I have 2 suggestions for the delegate process.

"participants pick one delegate from each proposal group by secret ranked-choice ballot, based on who was the brightest and best to work with. These choices are then narrowed down to 25 by lottery, combining peer selection with random chance."

1. I think it is key to differentiate between a delegate/agent, who is there on behalf of people as a specialist (i.e. in speaking/writing/lawcraft) to implement their will, vs a representative who is there as a proxy to make decisions on behalf of the people.

If we want decisions to be made by the people themselves, I think we should be clear that the decisions are made by randomly selected representative samples and not representative politicians. The delegates are only there to implement them by virtue of a special skill set.

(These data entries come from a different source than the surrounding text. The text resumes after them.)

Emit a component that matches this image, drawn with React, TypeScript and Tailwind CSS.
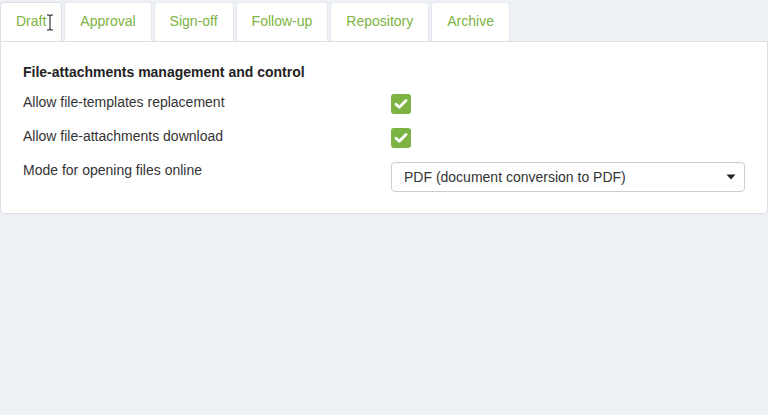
import React from "react";

const tabs = ["Draft", "Approval", "Sign-off", "Follow-up", "Repository", "Archive"];

function Check() {
  return (
    <div className="w-[20px] h-[20px] rounded-[3px] bg-[#7cb342] flex items-center justify-center">
      <svg width="14" height="12" viewBox="0 0 14 12">
        <path d="M2 6.2 L5.3 9.3 L12 2.6" fill="none" stroke="#fff" strokeWidth="2.8" strokeLinecap="round" strokeLinejoin="round" />
      </svg>
    </div>
  );
}

export default function App() {
  return (
    <div
      className="w-[768px] h-[415px] bg-[#edf1f5] relative text-[14px] leading-[20px] text-[#333]"
      style={{ fontFamily: '"Liberation Sans", Arial, sans-serif' }}
    >
      <div className="flex pt-[2px] gap-[2px] relative z-10">
        {tabs.map((t, i) => (
          <div
            key={t}
            className={
              "h-[39px] px-[15px] pb-[2px] flex items-center bg-white rounded-t-[4px] text-[#7cb342] border border-b-0 " +
              (i === 0 ? "border-[#dde1e5]" : "border-[#e6eaee]")
            }
          >
            {t}
          </div>
        ))}
      </div>
      <div className="w-[768px] bg-white border border-[#dcdfe3] rounded-b-[4px] pt-[20px] pb-[21px] px-[22px]">
        <div className="font-bold text-[#222] mb-[10px]">File-attachments management and control</div>
        <div className="flex h-[22px] mb-[12px]">
          <div className="w-[368px]">Allow file-templates replacement</div>
          <div className="pt-[2px]">
            <Check />
          </div>
        </div>
        <div className="flex h-[22px] mb-[12px]">
          <div className="w-[368px]">Allow file-attachments download</div>
          <div className="pt-[2px]">
            <Check />
          </div>
        </div>
        <div className="flex">
          <div className="w-[368px]">Mode for opening files online</div>
          <div className="pt-[2px]">
            <div className="w-[354px] h-[30px] border border-[#ccc] rounded-[4px] flex items-center justify-between pl-[12px] pr-[8px]">
              <span>PDF (document conversion to PDF)</span>
              <svg width="10" height="6" viewBox="0 0 10 6">
                <path d="M0.5 0.5 L9.5 0.5 L5 5.5 Z" fill="#222" />
              </svg>
            </div>
          </div>
        </div>
      </div>
      <svg className="absolute left-[46px] top-[14px] z-20" width="8" height="17" viewBox="0 0 8 17">
        <path d="M1 1 H3 M5 1 H7 M4 1.5 V15.5 M1 16 H3 M5 16 H7 M3 1 Q4 1 4 2 Q4 1 5 1 M3 16 Q4 16 4 15 Q4 16 5 16" fill="none" stroke="#111" strokeWidth="1" />
      </svg>
    </div>
  );
}
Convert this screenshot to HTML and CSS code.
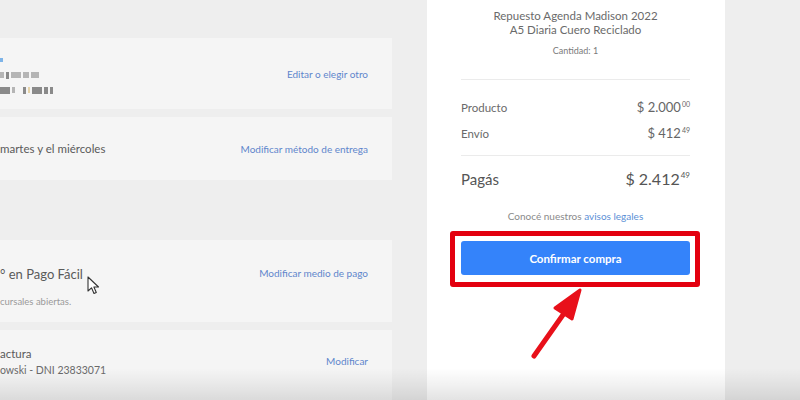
FILE: index.html
```html
<!DOCTYPE html>
<html lang="es">
<head>
<meta charset="utf-8">
<link rel="stylesheet" href="styles.css">
</head>
<body>
<div class="page">
  <div class="left">
    <div class="card card-address">
      <div class="card-main">
        <span class="dot"></span>
        <div class="pix-row">
          <i class="px w4"></i><i class="px w3 d"></i><i class="px w10"></i><i class="px w6"></i><i class="px w8"></i>
        </div>
        <div class="pix-row">
          <i class="px w10 d"></i><i class="px w3"></i><i class="px w3 d gap"></i><i class="px w2 y"></i><i class="px w10 d"></i><i class="px w4 d"></i><i class="px w3 d"></i>
        </div>
      </div>
      <a class="link">Editar o elegir otro</a>
    </div>
    <div class="card card-delivery">
      <div class="card-main"><p class="main-text">martes y el miércoles</p></div>
      <a class="link">Modificar método de entrega</a>
    </div>
    <div class="card card-payment">
      <div class="card-main">
        <p class="main-text pay">° en Pago Fácil</p>
        <p class="sub-text">cursales abiertas.</p>
      </div>
      <a class="link">Modificar medio de pago</a>
    </div>
    <div class="card card-invoice">
      <div class="card-main">
        <p class="main-text">actura</p>
        <p class="sub-text dark">owski - DNI 23833071</p>
      </div>
      <a class="link">Modificar</a>
    </div>
  </div>
  <div class="summary">
    <p class="title">Repuesto Agenda Madison 2022<br>A5 Diaria Cuero Reciclado</p>
    <p class="qty">Cantidad: 1</p>
    <hr class="rule rule-top">
    <div class="row"><span>Producto</span><span class="price">$ 2.000<sup>00</sup></span></div>
    <div class="row"><span>Envío</span><span class="price">$ 412<sup>49</sup></span></div>
    <hr class="rule rule-mid">
    <div class="row total"><span>Pagás</span><span class="price">$ 2.412<sup>49</sup></span></div>
    <p class="legal">Conocé nuestros <a>avisos legales</a></p>
    <div class="highlight">
      <button class="confirm">Confirmar compra</button>
    </div>
  </div>
</div>
<svg class="arrow" width="80" height="90" viewBox="0 0 80 90">
  <line x1="13" y1="74" x2="44" y2="30" stroke="#e8101a" stroke-width="5" stroke-linecap="round"/>
  <polygon points="59,8 34,26 51,37" fill="#e8101a" stroke="#e8101a" stroke-width="3" stroke-linejoin="round"/>
</svg>
<svg class="cursor" width="14" height="20" viewBox="0 0 14 20">
  <path d="M1 1 L1 15 L4.5 11.8 L7 17.5 L9.3 16.5 L6.9 11 L11.5 11 Z" fill="#fff" stroke="#333" stroke-width="1.1" stroke-linejoin="round"/>
</svg>
<div class="shade"></div>
</body>
</html>
```
FILE: styles.css
```css
* { box-sizing: border-box; }
html, body { margin: 0; padding: 0; }
body {
  width: 800px;
  height: 400px;
  overflow: hidden;
  background: #eeeeee;
  font-family: "Lato", "Open Sans", sans-serif;
  color: #555;
  position: relative;
}
p { margin: 0; }
.page {
  display: flex;
  gap: 35px;
  height: 400px;
}
.left {
  width: 392px;
  padding-top: 38px;
  display: flex;
  flex-direction: column;
  gap: 8px;
}
.card {
  flex-shrink: 0;
  background: #f5f5f5;
  display: flex;
  align-items: center;
  justify-content: space-between;
  padding-right: 24px;
}
.card-address { height: 71px; align-items: flex-start; padding-top: 20px; }
.card-address .link { margin-top: 10px; }
.card-delivery { height: 63px; }
.card-payment { height: 82px; margin-top: 52px; align-items: flex-start; padding-top: 26px; }
.card-invoice { height: 80px; align-items: flex-start; padding-top: 15px; }
.card-invoice .link { margin-top: 10px; }
.card-payment .link { margin-top: 1px; }
.card-main { display: flex; flex-direction: column; }
.dot {
  width: 3px; height: 4px; background: #7eb4e8; margin-bottom: 9px;
}
.pix-row { display: flex; align-items: center; gap: 2px; height: 8px; margin-bottom: 7px; }
.px { display: inline-block; height: 6px; background: #b5b5b5; }
.px.d { background: #8a8a8a; height: 7px; }
.px.y { background: #e6d3a8; }
.px.gap { margin-left: 6px; }
.w2 { width: 2px; } .w3 { width: 3px; } .w4 { width: 4px; } .w6 { width: 6px; } .w8 { width: 8px; } .w10 { width: 10px; }
.main-text { font-size: 11.5px; color: #5a5a5a; }
.main-text.pay { font-size: 13px; }
.sub-text { font-size: 9.5px; color: #9a9a9a; margin-top: 14px; }
.sub-text.dark { color: #6a6a6a; font-size: 10.5px; margin-top: 4px; }
.card-invoice .main-text { margin-top: 2px; }
.link { font-size: 10px; color: #5f86cc; }
.summary {
  flex-shrink: 0;
  width: 298px;
  background: #fff;
  padding: 9px 35px 0 34px;
  display: flex;
  flex-direction: column;
}
.title { text-align: center; font-size: 11.5px; line-height: 14px; color: #6a6a6a; }
.qty { text-align: center; font-size: 9px; color: #7a7a7a; margin-top: 8px; }
.rule { border: 0; border-top: 1px solid #ebebeb; margin: 0; }
.rule-top { margin-top: 23px; margin-bottom: 11px; }
.rule-mid { margin-top: 12px; margin-bottom: 5px; }
.row { display: flex; justify-content: space-between; align-items: baseline; font-size: 11.5px; color: #6a6a6a; height: 26px; line-height: 26px; }
.price { font-size: 13px; color: #666; }
.price sup { font-size: 7px; vertical-align: 5px; margin-left: 1px; }
.row.total { font-size: 15px; color: #555; height: 28px; line-height: 28px; }
.row.total .price { font-size: 16px; color: #555; }
.row.total .price sup { font-size: 8px; vertical-align: 7px; }
.legal { text-align: center; font-size: 10px; color: #8a8a8a; margin-top: 21px; }
.legal a { color: #5b8fd6; }
.highlight {
  margin: 9px -10px 0 -11px;
  border: 5px solid #e3000f;
  border-radius: 3px;
  padding: 5px 5px 7px 6px;
}
.confirm {
  display: block;
  width: 100%;
  height: 34px;
  background: #3483fa;
  border: 0;
  border-radius: 3px;
  color: #fff;
  font-family: "Lato", "Open Sans", sans-serif;
  font-weight: 700;
  font-size: 11.5px;
}
.arrow { position: absolute; left: 521px; top: 282px; }
.cursor { position: absolute; left: 87px; top: 276px; }
.shade {
  position: absolute;
  left: 0; right: 0; bottom: 0;
  height: 32px;
  background: linear-gradient(to bottom, rgba(0,0,0,0) 0%, rgba(0,0,0,0.05) 50%, rgba(0,0,0,0.11) 100%);
}
```
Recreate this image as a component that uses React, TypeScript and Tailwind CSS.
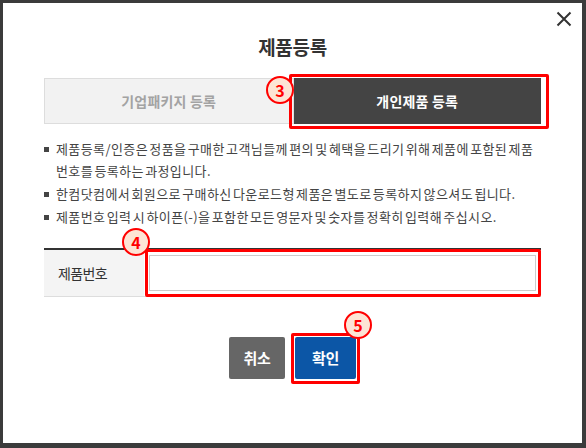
import React from "react";

const notes = [
  "제품등록/인증은 정품을 구매한 고객님들께 편의 및 혜택을 드리기 위해 제품에 포함된 제품 번호를 등록하는 과정입니다.",
  "한컴닷컴에서 회원으로 구매하신 다운로드형 제품은 별도로 등록하지 않으셔도 됩니다.",
  "제품번호 입력 시 하이픈(-)을 포함한 모든 영문자 및 숫자를 정확히 입력해 주십시오.",
];

function StepBadge({ n, className }: { n: number; className: string }) {
  return (
    <div
      className={`absolute flex h-[28px] w-[28px] items-center justify-center rounded-full border-2 border-[#ff0000] bg-[#fde4d5] text-[16px] font-bold leading-none text-[#ff0000] ${className}`}
    >
      {n}
    </div>
  );
}

export default function App() {
  return (
    <div
      className="h-[448px] w-[586px] overflow-hidden bg-[#3b3b3b] pl-[3px] pt-[3px]"
      style={{ fontFamily: '"Noto Sans CJK KR", "Noto Sans", sans-serif' }}
    >
      <div className="relative h-[440px] w-[579px] bg-white px-[41px]">
        <button className="absolute right-[10px] top-[8px] flex h-[16px] w-[16px] items-center justify-center">
          <svg viewBox="0 0 16 16" className="h-[16px] w-[16px]" fill="none" stroke="#333" strokeWidth="2">
            <path d="M1.5 1.5 L14.5 14.5 M14.5 1.5 L1.5 14.5" />
          </svg>
        </button>

        <h2 className="pt-[30px] text-center text-[19px] font-bold leading-[28px] tracking-[-0.3px] text-[#333]">
          제품등록
        </h2>

        <div className="mt-[17px] flex h-[46px]">
          <div className="flex flex-1 items-center justify-center border border-[#dddddd] bg-[#f2f2f2] text-[14px] font-bold tracking-[0.2px] text-[#a3a3a3]">
            기업패키지 등록
          </div>
          <div className="flex flex-1 items-center justify-center bg-[#444444] text-[14px] font-bold tracking-[0.2px] text-white">
            개인제품 등록
          </div>
        </div>

        <ul className="mt-[14px] text-[13px] leading-[22px] tracking-[0.4px] text-[#444] [word-spacing:-2px]">
          {notes.map((t, i) => (
            <li key={i} className={`flex ${i > 0 ? "mt-[1px]" : ""}`}>
              <span className="mr-[7px] mt-[9px] h-[5px] w-[5px] shrink-0 bg-[#444]" />
              <span>{t}</span>
            </li>
          ))}
        </ul>

        <div className="mt-[20px] flex h-[49px] border-b border-t-2 border-b-[#dddddd] border-t-[#333]">
          <div className="flex w-[100px] items-center bg-[#f4f4f4] pl-[14px] text-[14px] tracking-[-0.6px] text-[#333]">
            제품번호
          </div>
          <div className="flex-1 p-[5px]">
            <input className="h-full w-full border border-[#cccccc] px-2 text-[14px] outline-none" />
          </div>
        </div>

        <div className="mt-[40px] flex justify-center gap-[10px]">
          <button className="h-[42px] w-[56px] rounded-[2px] bg-[#666666] text-[15px] font-bold tracking-[-0.3px] text-white">
            취소
          </button>
          <button className="h-[42px] w-[61px] rounded-[2px] bg-[#0c56a6] text-[15px] font-bold tracking-[-0.3px] text-white">
            확인
          </button>
        </div>

        {/* step highlights */}
        <div className="absolute left-[286px] top-[71px] h-[55px] w-[260px] rounded-[2px] border-[3px] border-[#ff0000]" />
        <div className="absolute left-[142px] top-[246px] h-[48px] w-[396px] rounded-[2px] border-[3px] border-[#ff0000]" />
        <div className="absolute left-[288px] top-[330px] h-[51px] w-[69px] rounded-[2px] border-[3px] border-[#ff0000]" />

        <StepBadge n={3} className="left-[263px] top-[73px]" />
        <StepBadge n={4} className="left-[119px] top-[225px]" />
        <StepBadge n={5} className="left-[341px] top-[308px]" />
      </div>
    </div>
  );
}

2. Regarding ranked choice voting (RCV): Although I love multi-winner RCV (such as single transferrable vote (STV) and alternatives) and I think single winner RCV is likely better than our current pick-one system, IMHO single winner RCV is not the best single-winner method for choosing between multiple options due to vote splitting, non-monotonicity, lack of precinct summability, center squeeze, etc.

I think Condorcet (i.e. Ranked Robin), Approval, and STAR voting are all more reliable and fair.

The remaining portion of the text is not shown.